When I complained to my father, who worked in agriculture also, he told me “you better go to school and learn something because you won’t make a living this way.” That’s what gave me the idea about how to escape a kind of work that didn’t suit me yet seemed like my destiny. I would go to college.
That didn’t seem likely though. My father valued education. He attended schools in Mexico during his youth and finished his second year of college before he had to return home to help his family. When I was in elementary school, he bought us a set of World Book Encyclopedias and he often used them to point out important historical events to us. I remember him describing the advanced civilization of the Aztec people and their downfall through Hernan Cortez. It was important to my father that his children were familiar with world events. I remember watching the helicopter liftoffs of the wounded troops being evacuated, Walter Cronkite crouching down as he reported because they were under small arms fire in the jungles of Vietnam. When I was in high school, in the 1970s, my dad knew drugs and alcohol were temptations and his threat to kick us out of the house if we used them helped me resist peer pressure and focus on my studies.

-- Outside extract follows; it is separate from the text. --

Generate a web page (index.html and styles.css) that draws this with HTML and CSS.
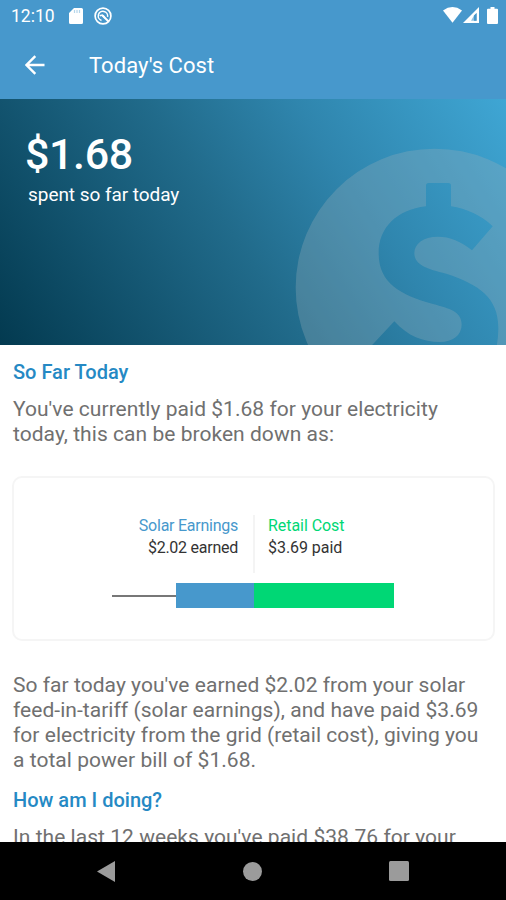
FILE: index.html
```html
<!DOCTYPE html>
<html lang="en">
    <head>
        <meta charset="utf-8">
        <title>Today's Cost</title>
        <link rel="stylesheet" href="styles.css">
    </head>

    <body>

        <div class="statusbar">
            <span class="clock">12:10</span>
            <svg class="sdcard" width="14" height="16" viewBox="0 0 14 16"><path fill="#fff" d="M5 0h7.500a1.500 1.500 0 0 1 1.500 1.500v13a1.500 1.500 0 0 1-1.500 1.500h-11A1.500 1.500 0 0 1 0 14.500V5z"/><path stroke="#4798cc" stroke-opacity=".4" stroke-width="1.200" d="M5.500 2v3M8 2v3M10.500 2v3"/></svg>
            <svg class="sync" width="18" height="18" viewBox="0 0 18 18" fill="none" stroke="#fff"><circle cx="9" cy="9" r="7.900" stroke-width="1.700"/><path stroke-width="1.500" d="M7.500 13.500A4.700 4.700 0 1 1 13.600 9.800M5.800 8.800q3-1.800 5 2.400"/><path stroke-width="2" d="M8 8l6.500 6.500"/></svg>
            <div class="signals">
                <svg width="19" height="16" viewBox="0 0 19 16"><path fill="#fff" d="M0 3.400Q9.500-3.400 19 3.400L9.500 15.700z"/></svg>
                <svg width="16" height="16" viewBox="0 0 16 16"><path fill="#fff" fill-rule="evenodd" d="M16 0v16H0zM13.600 6v7.700H11V8.500z"/><path fill="#4798cc" opacity=".6" d="M11 8.500l2.600-2.500v7.700H8z"/></svg>
                <svg width="11" height="17" viewBox="0 0 11 17"><path fill="#fff" d="M3.500 0h4v1.800H10a1 1 0 0 1 1 1V16a1 1 0 0 1-1 1H1a1 1 0 0 1-1-1V2.800a1 1 0 0 1 1-1h2.500z"/></svg>
            </div>
        </div>

        <div class="toolbar">
            <svg width="20" height="20" viewBox="0 0 20 20" fill="none" stroke="#fff" stroke-width="2.400"><path d="M19.500 10H2M10.300 1.200L1.500 10l8.800 8.800"/></svg>
            <h1>Today's Cost</h1>
        </div>

        <div class="hero">
            <div class="amount">$1.68</div>
            <div class="caption">spent so far today</div>
            <svg class="coin" width="253" height="247" viewBox="0 3 759 741">
                <path fill="#9ab0ba" fill-opacity=".3" fill-rule="evenodd" d="M128 569a417 417 0 1 1 834 0a417 417 0 1 1-834 0z
                    M519 263q0-8 8-8h59q8 0 8 8V325C640 332 685 352 719 385L657 457C625 430 590 416 555 416C510 416 484 438 484 465C484 500 520 513 580 527C680 560 736 600 736 690Q736 720 730 750H349L424 670C465 715 510 732 560 732C600 732 626 710 626 680C626 640 590 632 540 618C440 590 377 555 377 465C377 390 430 335 519 325z"/>
            </svg>
        </div>

        <div class="content">
            <h2>So Far Today</h2>
            <p>You've currently paid $1.68 for your electricity today, this can be broken down as:</p>

            <div class="card">
                <div class="legend">
                    <div class="solar">
                        <div class="name">Solar Earnings</div>
                        <div>$2.02 earned</div>
                    </div>
                    <div class="retail">
                        <div class="name">Retail Cost</div>
                        <div>$3.69 paid</div>
                    </div>
                </div>
                <div class="chart">
                    <div class="line"></div>
                    <div class="bar-solar"></div>
                    <div class="bar-retail"></div>
                </div>
            </div>

            <p>So far today you've earned $2.02 from your solar feed-in-tariff (solar earnings), and have paid $3.69 for electricity from the grid (retail cost), giving you a total power bill of $1.68.</p>

            <h2>How am I doing?</h2>
            <p>In the last 12 weeks you've paid $38.76 for your</p>
        </div>

        <div class="navbar">
            <svg width="18" height="21" viewBox="0 0 18 21"><path fill="#9b9b9b" d="M18 0v21L0 10.500z"/></svg>
            <svg width="19" height="19" viewBox="0 0 19 19"><circle fill="#9b9b9b" cx="9.500" cy="9.500" r="9.500"/></svg>
            <svg width="20" height="20" viewBox="0 0 20 20"><rect fill="#9b9b9b" width="20" height="20" rx="1.500"/></svg>
        </div>

    </body>
</html>
```

FILE: styles.css
```css
body {
    margin: 0;
    height: 900px;
    overflow: hidden;
    display: flex;
    flex-direction: column;
    background-color: #fff;
    font-family: Roboto, "Liberation Sans", sans-serif;
}

h1, h2, p {
    margin: 0;
}

svg {
    display: block;
    flex: none;
}

.statusbar {
    height: 32px;
    flex: none;
    display: flex;
    align-items: center;
    padding: 0 8px 0 11px;
    background-color: #4798cc;
    color: #fff;
}

.clock {
    width: 58px;
    font-size: 17.500px;
}

.sync {
    margin-left: 11px;
    margin-top: -1px;
}

.signals {
    display: flex;
    gap: 1px;
    margin-left: auto;
    margin-top: -2px;
}

.signals svg:last-child {
    margin-left: 7px;
}

.toolbar {
    height: 67px;
    flex: none;
    display: flex;
    align-items: center;
    gap: 44px;
    padding: 0 0 2px 25px;
    box-sizing: border-box;
    background-color: #4798cc;
    color: #fff;
}

.toolbar h1 {
    padding-top: 2px;
    font-size: 22px;
    font-weight: 400;
    letter-spacing: 0.05px;
}

.hero {
    position: relative;
    height: 246px;
    flex: none;
    overflow: hidden;
    padding: 29px 25px 0;
    box-sizing: border-box;
    background: linear-gradient(57deg, #033a50 0%, #216b8b 46%, #2f85ad 68%, #3fa6d4 100%);
    color: #fff;
}

.amount {
    font-size: 43px;
    font-weight: 500;
    line-height: 52px;
    letter-spacing: -0.4px;
}

.caption {
    padding: 3px;
    font-size: 19px;
    line-height: 24px;
    letter-spacing: -0.05px;
}

.coin {
    position: absolute;
    right: 0;
    top: 0;
}

.content {
    flex: 1;
    min-height: 0;
    overflow: hidden;
    padding: 15px 11px 0 12px;
}

.content h2 {
    padding-left: 1px;
    font-size: 20px;
    font-weight: 500;
    line-height: 25px;
    color: #2589c4;
}

.content p {
    margin-top: 12px;
    padding: 0 10px 0 1px;
    font-size: 21px;
    line-height: 25px;
    letter-spacing: 0.04px;
    color: #707070;
}

.card {
    height: 165px;
    margin: 29px 0 32px;
    padding-top: 37px;
    box-sizing: border-box;
    border: 2px solid #f5f5f5;
    border-radius: 10px;
}

.card + p {
    margin-bottom: 15px;
}

.legend {
    display: grid;
    grid-template-columns: 241px 1fr;
    height: 58px;
    font-size: 16px;
    line-height: 22px;
    color: #333;
}

.solar {
    padding-right: 15px;
    border-right: 2px solid #f4f4f4;
    letter-spacing: -0.25px;
    text-align: right;
}

.retail {
    padding-left: 13px;
    letter-spacing: -0.05px;
}

.solar .name {
    color: #4798cc;
}

.retail .name {
    color: #00d775;
}

.chart {
    display: flex;
    align-items: center;
    margin: 10px 0 0 98px;
}

.line {
    width: 64px;
    height: 2px;
    background-color: #777;
}

.bar-solar {
    width: 78px;
    height: 25px;
    background-color: #4798cc;
}

.bar-retail {
    width: 140px;
    height: 25px;
    background-color: #00d775;
}

.navbar {
    height: 58px;
    flex: none;
    display: flex;
    align-items: center;
    justify-content: space-between;
    padding: 0 97px;
    background-color: #000;
}
```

The problem for me in going to college wasn’t a lack of support from my family. My parents were loving, provided a good home, and food to eat--my favorite pastime--and my aunts, uncles, and grandparents showered us with attention, carino, and presents during Christmas. But my father could not imagine how he could afford to send anyone to college. Even though he worked union jobs in the large packinghouses that processed the valley’s fruit or helped maintain the Gallo winery, with five sons, a wife, and a house to provide for, there was no money to spare. His advice was that I go into the Air Force like my brother or work in any job the valley had to offer. Most of my uncles were veterans, so at family gatherings everybody talked about what they’d done in the military. That encouraged me to follow suit, and eventually I did.
At age 17, I entered the Air Force Reserves and Fresno City College at the same time, at my brother’s recommendation. “That way you can try college,” he said, “and if you don’t like it you can quit and go on active duty.” Based on the military’s aptitude test, I was trained as a jet engine mechanic. While I was in the reserves, I traveled to Japan three times and to Hawaii, for two weeks each time, to service airplanes. Like our annual trips to Mexico when I was growing up, this travel helped me see that there are different ways to live in the world. Books did this too. When I was young, I read lots of travel books and fantasized about going to different places. The contrast between a life working in the fields and the possibility of pursuing these dreams was a motivating factor for me to attend college. While I was in boot camp, I received notice that I had substantial financial aid. That’s when I knew I would be able to go to college and serve my country at the same time.
I graduated from Fresno City and transferred to Fresno State. I still didn’t have confidence in my academic abilities though so I made sure I stayed on top of my studies by not wasting time socializing on campus. I worked thirty hours a week doing gardening, landscaping, trash hauling and painting. As one of my jobs, I cleaned a building in downtown Fresno at night. I would nap in my car after school as I waited for people to leave the building. It was lonely work. Sometimes, watching them leave, I wished I could go home too.
During my time at the university, I knew that I held my future in my hands and any setback or failure was my responsibility. I wanted to change my destiny and the military made me realize I had what it took. Boot camp is very demanding and rigorous, but I never thought of quitting. Nor did I ever think of quitting college, once I’d started. Both were challenges, and I intended to succeed and change my destiny.
Upon graduation, I had to take the teacher-qualifying test: CBEST three times until I passed. It was the only obstacle to my chosen career. I had decided to become a teacher. I wanted children to learn early on that education can be fun and beneficial. I wanted them to see that, through reading, they could escape to other places without leaving the room. And because my possibilities after high school seemed limited to military service or agricultural work, I wanted to let students know that there are other possibilities. In the 1980s, when it became evident that bilingual, bicultural teachers were needed to serve Spanish-speaking children, I took courses toward that specialization. I want to give back to others what I have learned in my own life.